Well, of course now that I got the correct result in some semi-logical manner, this means that you could get 300m by multiplying $\sqrt(100)*30m=300m$

I tried reading the wikipedia English article about decibels, but I didn't understand anything really because the English terms seem to be different than the Finnish ones. This happened at e.g. the definitions part https://en.wikipedia.org/wiki/Decibel#Definition
I tried switching to the Finnish language wiki article but it was only a stump article. hyperphysics seemed to be a good source though.

I just could not piece together your bolded advice at all. This may or may not be worrying as I have a math exam on monday. I reckon that this type of problem would have been on the difficult scale of problems, considering the types of logarithm problems we had done at school during our course.

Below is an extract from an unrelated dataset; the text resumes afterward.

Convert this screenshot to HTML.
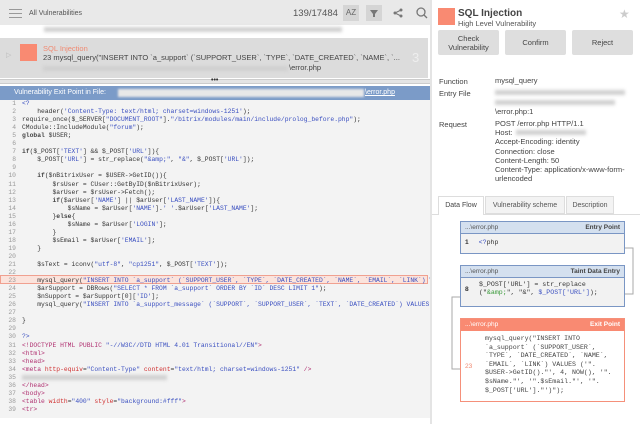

I started out from the physics principle for example, and then I computed the correct intensities of sound, by which I calculated the corresponding ranges, and got 300m that way. I even put in good written descriptions and defined the variables, and I used the equivalency signs $\leftrightarrow$

12. Feb 25, 2017

### BvU

As far as I can see you did just fine. Still don't see you problem, sorry. In the link you see $L_p = 10 \log_{10} \left (P\over P_0\right ) dB$ Your reference power is 140 $dB$ at 30 m. With $L_p=120 -140 = -20$ you get ${P\over P_0} = 10^{-2}$ and with ${P\over P_0} = {r_0^2\over r^2}$ the equation becomes ${r^2} = {r_0^2\over 10^{-2}}$. That's all.

Don't let it worry you.
Advice for tomorrow: switch your mind to the position of the question composer from time to time: what can they ask of you ?

13. Feb 26, 2017

### late347

I thought reference power meant the wattage not decibel (clue: Power = P = Watt).

I mean, it would not make much sense if it was wattage, but I think our physics and math teachers taugth that decibel is a unit of noise level ($dB$). And we were only taught about noise level in decibels and the intensity of sound was another quantity, and the ratio of the intensities can be put inside the log_10() function ( $\frac{Watt}{m^2}$)